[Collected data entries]
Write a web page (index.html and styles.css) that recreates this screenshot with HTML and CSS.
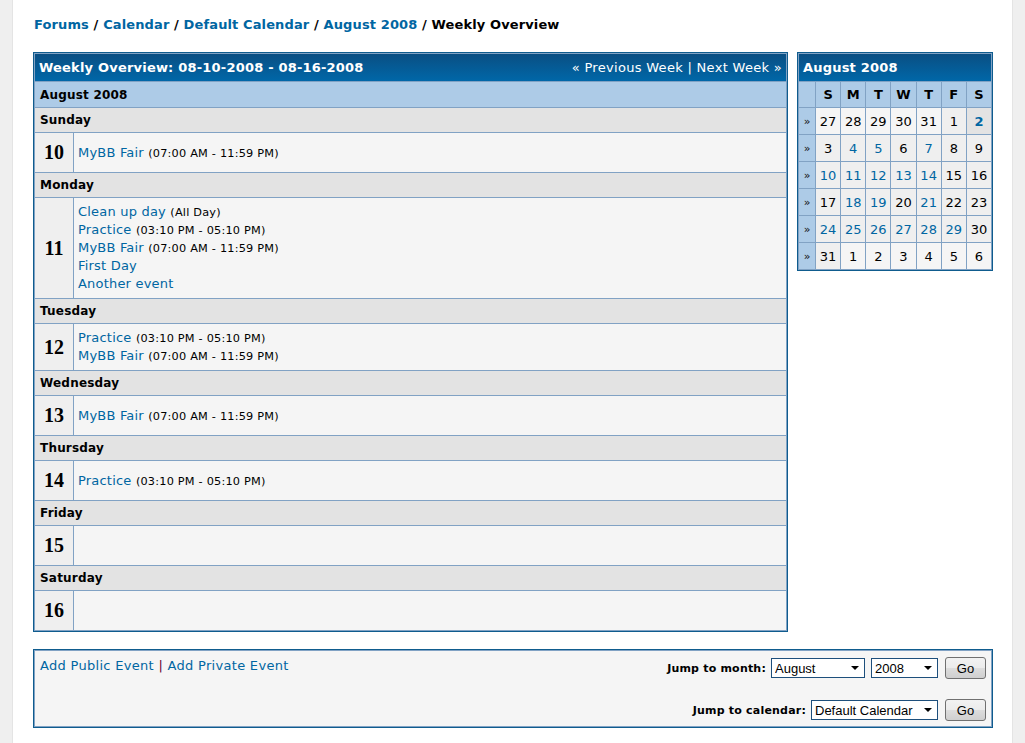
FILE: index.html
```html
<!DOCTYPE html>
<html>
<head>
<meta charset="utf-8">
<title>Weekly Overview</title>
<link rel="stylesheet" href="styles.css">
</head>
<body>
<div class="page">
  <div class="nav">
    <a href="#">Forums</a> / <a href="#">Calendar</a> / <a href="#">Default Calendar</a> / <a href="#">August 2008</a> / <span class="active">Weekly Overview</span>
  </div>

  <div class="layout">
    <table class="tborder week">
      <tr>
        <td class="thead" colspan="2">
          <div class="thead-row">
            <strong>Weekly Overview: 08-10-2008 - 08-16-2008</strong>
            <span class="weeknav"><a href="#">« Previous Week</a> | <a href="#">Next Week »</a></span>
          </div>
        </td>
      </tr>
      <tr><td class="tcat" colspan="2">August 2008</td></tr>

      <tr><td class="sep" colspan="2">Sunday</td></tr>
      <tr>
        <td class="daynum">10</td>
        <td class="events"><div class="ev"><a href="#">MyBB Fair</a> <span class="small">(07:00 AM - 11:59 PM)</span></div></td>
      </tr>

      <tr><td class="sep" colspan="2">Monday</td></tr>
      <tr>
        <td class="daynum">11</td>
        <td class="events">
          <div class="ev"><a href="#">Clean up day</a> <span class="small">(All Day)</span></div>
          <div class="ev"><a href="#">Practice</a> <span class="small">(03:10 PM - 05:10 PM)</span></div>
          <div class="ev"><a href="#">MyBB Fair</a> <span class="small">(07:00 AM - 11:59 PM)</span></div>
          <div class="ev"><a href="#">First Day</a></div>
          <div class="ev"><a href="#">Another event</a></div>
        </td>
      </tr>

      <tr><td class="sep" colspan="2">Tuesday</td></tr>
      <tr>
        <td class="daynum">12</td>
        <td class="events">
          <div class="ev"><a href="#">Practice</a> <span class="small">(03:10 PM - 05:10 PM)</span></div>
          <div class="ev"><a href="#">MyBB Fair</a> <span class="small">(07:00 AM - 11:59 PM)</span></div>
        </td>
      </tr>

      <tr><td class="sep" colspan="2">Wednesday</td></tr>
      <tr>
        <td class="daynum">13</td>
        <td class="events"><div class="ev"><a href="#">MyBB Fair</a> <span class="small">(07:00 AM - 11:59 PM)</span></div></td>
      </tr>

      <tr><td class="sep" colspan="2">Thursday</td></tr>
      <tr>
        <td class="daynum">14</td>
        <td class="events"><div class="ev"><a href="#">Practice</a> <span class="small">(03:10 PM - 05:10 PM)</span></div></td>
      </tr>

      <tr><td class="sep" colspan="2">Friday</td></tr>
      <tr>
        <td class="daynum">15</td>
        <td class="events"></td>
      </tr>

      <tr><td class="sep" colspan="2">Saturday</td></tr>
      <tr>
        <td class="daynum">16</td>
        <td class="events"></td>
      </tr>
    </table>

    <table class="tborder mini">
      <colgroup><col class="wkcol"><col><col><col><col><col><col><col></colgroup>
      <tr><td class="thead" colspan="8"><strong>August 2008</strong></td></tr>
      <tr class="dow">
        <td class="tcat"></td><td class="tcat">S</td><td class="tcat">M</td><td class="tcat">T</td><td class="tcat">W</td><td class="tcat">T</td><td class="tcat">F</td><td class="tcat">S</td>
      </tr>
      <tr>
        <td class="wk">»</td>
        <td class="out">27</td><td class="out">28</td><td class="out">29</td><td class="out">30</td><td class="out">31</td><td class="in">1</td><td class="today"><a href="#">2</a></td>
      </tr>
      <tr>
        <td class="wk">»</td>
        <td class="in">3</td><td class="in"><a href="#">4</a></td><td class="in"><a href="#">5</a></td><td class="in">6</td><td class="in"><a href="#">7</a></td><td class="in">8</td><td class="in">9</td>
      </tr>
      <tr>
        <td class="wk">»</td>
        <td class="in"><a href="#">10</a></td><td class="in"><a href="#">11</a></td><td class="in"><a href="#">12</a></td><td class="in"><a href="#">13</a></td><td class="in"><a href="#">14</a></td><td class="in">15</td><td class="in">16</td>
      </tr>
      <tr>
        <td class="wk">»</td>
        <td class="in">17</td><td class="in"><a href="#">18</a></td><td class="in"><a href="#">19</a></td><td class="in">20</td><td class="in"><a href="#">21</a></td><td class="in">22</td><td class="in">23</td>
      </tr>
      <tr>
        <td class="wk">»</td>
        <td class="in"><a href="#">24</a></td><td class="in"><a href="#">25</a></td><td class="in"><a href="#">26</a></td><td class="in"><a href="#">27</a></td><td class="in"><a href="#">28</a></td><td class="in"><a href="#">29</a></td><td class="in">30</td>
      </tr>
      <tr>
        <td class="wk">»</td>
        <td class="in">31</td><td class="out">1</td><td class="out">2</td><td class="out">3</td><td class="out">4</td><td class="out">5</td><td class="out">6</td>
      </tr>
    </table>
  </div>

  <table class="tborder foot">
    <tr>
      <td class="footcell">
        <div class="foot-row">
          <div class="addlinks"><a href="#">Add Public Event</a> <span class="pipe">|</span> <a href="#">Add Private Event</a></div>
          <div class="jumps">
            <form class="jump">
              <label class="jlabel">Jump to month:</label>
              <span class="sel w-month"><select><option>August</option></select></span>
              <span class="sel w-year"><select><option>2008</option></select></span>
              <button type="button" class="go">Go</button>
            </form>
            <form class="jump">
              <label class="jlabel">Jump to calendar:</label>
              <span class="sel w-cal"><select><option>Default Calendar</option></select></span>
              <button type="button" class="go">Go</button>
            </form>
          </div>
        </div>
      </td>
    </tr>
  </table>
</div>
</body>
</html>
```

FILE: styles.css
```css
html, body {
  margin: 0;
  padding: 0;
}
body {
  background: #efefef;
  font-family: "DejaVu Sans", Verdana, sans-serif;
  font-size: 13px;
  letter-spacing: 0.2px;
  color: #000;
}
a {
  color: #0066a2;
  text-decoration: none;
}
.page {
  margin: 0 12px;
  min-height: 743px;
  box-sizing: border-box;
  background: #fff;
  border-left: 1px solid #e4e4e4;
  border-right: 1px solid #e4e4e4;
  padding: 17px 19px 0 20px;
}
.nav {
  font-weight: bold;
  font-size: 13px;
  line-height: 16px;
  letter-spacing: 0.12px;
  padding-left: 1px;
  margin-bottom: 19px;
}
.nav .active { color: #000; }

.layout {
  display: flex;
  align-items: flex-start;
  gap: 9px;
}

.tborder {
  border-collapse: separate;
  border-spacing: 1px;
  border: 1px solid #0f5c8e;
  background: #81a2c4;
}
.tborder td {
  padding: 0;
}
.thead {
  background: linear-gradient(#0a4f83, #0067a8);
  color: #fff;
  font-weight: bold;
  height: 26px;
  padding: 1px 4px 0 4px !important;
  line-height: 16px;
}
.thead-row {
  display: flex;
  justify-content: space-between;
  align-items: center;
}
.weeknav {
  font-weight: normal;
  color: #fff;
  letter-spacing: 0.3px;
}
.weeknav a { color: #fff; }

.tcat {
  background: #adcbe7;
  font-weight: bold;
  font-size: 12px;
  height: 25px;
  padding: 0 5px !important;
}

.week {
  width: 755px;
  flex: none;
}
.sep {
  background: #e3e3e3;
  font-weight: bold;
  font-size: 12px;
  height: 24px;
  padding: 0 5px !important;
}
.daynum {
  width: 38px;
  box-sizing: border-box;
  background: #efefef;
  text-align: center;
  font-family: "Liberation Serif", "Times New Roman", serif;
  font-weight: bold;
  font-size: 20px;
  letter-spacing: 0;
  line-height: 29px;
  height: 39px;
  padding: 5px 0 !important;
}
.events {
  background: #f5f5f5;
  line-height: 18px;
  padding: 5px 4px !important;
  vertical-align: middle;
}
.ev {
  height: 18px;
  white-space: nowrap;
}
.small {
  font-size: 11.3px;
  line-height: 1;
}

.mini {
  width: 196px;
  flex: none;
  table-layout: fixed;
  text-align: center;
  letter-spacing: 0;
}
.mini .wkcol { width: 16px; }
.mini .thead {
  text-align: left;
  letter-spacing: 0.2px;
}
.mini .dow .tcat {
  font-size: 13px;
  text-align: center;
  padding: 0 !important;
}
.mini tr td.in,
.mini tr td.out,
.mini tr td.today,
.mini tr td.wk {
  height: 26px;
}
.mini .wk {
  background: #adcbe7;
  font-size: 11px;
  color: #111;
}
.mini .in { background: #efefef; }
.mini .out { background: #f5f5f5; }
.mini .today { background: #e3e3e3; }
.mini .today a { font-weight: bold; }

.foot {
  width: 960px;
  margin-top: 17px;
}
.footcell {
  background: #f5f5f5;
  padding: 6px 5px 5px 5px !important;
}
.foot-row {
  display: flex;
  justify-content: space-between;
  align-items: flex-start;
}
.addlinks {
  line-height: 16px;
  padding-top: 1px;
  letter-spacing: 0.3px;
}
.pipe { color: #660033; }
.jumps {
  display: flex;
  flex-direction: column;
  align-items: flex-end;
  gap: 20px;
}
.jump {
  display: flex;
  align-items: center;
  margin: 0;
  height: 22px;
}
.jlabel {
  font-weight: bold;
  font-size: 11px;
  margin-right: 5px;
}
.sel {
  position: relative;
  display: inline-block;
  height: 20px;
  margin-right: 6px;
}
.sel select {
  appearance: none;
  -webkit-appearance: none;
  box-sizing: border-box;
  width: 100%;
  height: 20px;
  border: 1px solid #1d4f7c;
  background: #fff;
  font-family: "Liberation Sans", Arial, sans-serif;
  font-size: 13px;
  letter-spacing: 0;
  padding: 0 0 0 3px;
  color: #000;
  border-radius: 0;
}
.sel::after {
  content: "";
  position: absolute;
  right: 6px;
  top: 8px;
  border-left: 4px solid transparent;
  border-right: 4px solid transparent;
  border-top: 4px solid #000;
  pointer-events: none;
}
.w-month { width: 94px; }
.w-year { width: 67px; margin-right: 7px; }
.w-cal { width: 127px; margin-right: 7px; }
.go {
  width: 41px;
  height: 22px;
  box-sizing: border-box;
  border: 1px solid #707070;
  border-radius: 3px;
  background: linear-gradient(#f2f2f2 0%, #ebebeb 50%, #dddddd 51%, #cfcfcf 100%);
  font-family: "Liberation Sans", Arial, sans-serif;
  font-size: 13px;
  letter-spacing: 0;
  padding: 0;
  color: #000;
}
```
--
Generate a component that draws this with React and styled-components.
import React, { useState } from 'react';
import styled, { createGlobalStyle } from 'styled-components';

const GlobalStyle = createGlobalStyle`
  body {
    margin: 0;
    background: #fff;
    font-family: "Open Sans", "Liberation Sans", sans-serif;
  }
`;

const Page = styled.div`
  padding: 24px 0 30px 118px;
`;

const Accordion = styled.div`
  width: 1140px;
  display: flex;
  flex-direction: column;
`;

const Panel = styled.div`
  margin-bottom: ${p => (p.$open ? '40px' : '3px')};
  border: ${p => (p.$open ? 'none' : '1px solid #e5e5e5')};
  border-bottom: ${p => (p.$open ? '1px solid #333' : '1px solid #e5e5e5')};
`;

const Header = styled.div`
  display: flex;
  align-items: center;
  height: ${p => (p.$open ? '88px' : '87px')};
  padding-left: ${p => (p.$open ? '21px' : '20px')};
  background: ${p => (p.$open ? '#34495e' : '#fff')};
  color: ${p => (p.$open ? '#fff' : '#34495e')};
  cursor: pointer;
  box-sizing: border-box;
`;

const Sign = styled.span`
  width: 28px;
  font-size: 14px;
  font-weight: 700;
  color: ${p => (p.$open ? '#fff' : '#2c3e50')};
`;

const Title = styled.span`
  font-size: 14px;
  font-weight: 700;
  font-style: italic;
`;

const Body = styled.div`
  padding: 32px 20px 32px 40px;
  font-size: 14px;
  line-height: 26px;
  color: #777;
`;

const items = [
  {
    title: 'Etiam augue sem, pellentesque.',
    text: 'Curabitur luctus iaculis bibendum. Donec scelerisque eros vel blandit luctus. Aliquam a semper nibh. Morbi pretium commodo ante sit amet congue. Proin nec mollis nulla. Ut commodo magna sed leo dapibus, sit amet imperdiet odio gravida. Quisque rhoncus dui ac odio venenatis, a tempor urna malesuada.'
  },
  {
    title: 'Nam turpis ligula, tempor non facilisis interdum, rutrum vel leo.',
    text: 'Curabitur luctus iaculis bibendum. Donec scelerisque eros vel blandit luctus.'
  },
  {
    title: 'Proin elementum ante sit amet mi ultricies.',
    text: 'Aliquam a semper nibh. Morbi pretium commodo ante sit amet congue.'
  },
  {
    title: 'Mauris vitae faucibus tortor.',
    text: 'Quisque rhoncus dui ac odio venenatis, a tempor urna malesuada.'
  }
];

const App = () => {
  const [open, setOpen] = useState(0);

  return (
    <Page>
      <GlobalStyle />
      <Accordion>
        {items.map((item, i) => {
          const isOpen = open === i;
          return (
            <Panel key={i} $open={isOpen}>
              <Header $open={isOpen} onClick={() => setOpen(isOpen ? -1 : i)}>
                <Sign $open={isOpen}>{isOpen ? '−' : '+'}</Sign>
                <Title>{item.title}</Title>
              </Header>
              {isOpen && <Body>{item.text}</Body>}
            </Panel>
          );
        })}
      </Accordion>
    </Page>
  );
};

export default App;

▸ **WHAT YOU WILL DO**
Using the records above, pull out each line where the word "this" occurs.

▸ **SOLVED PROBLEM**
Write a web page (index.html and styles.css) that recreates this screenshot with HTML and CSS.
Generate a component that draws this with React and styled-components.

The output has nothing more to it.